In April 2019, Zelensky was elected president of Ukraine, this time for real. A key campaign message was peace in the eastern area known as the Donbas. As the Russian forces began to mass in the east, Zelensky has sharpened his rhetoric and intensified his appeals for Western support.
For a man who made his name as an artist, the challenges facing his presidency could not be more serious.
Born in the central city of Kryvyi Rih to Jewish parents, Zelensky graduated from Kyiv National Economic University with a law degree. However, it was comedy that turned out to be his calling.
As a young man, he regularly participated in a competitive team comedy show on Russian TV. In 2003, he cofounded a successful TV production company named after his comedy team, Kvartal 95.
The company produced shows for Ukraine’s 1+1 network, whose owner, Ihor Kolomoisky, would later back Zelensky’s presidential bid. Until the mid-2010s, though, his career in TV and films such as Love in the Big City (2009) and Rzhevsky Versus Napoleon (2012) was his main focus.
Unlikely political rise
The stage for Zelensky’s unlikely political rise was set by the turbulent events of 2014, when Ukraine’s pro-Russian President Viktor Yanukovych was ousted after months of protests. Russia then seized Crimea from Ukraine and backed separatists who took control of large areas of the east, prompting the conflict in the Donbas.

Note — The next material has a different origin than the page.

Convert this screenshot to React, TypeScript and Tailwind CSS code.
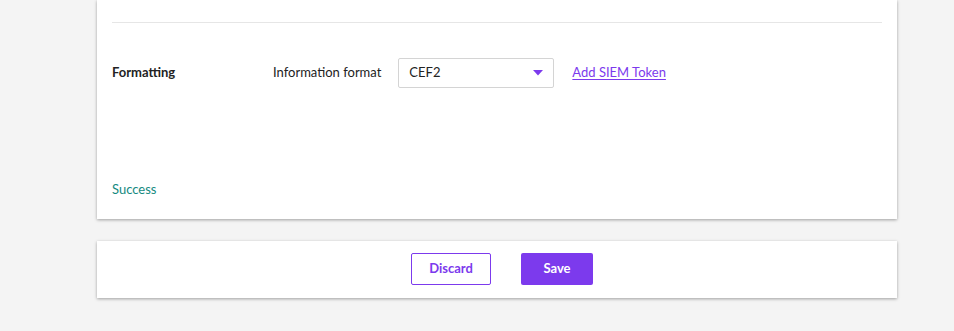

A year later, in October 2015, Servant of the People premiered on 1+1. The satirical series cast Zelensky as an accidental president and inspired the founding of a political party with the same name. With the party’s backing, Zelensky turned fantasy into reality by declaring his candidacy for the presidential election in 2019.
He took on incumbent President Petro Poroshenko, who sought to portray Zelensky as a political novice. But Zelensky wrong-footed Poroshenko by framing his lack of political experience as an asset. His outsider persona resonated with voters and Zelensky was ultimately elected by a landslide. He was sworn in as Ukraine’s sixth president in May 2019.
He ran on a campaign to curb the extensive political and economic influence of Ukraine’s super-rich oligarchs — with critics sceptical given his links to Kolomoisky, whose wide-ranging business interests included a media empire that endorsed Zelenksy’s election campaign.
Now, as military tensions mount and reports that Russia intends install a leadership and government more favourable to its orbit, every move Zelensky makes in this crisis is being watched far more closely that any actor could imagine. This is his reality now. It doesn’t end when the lights go up.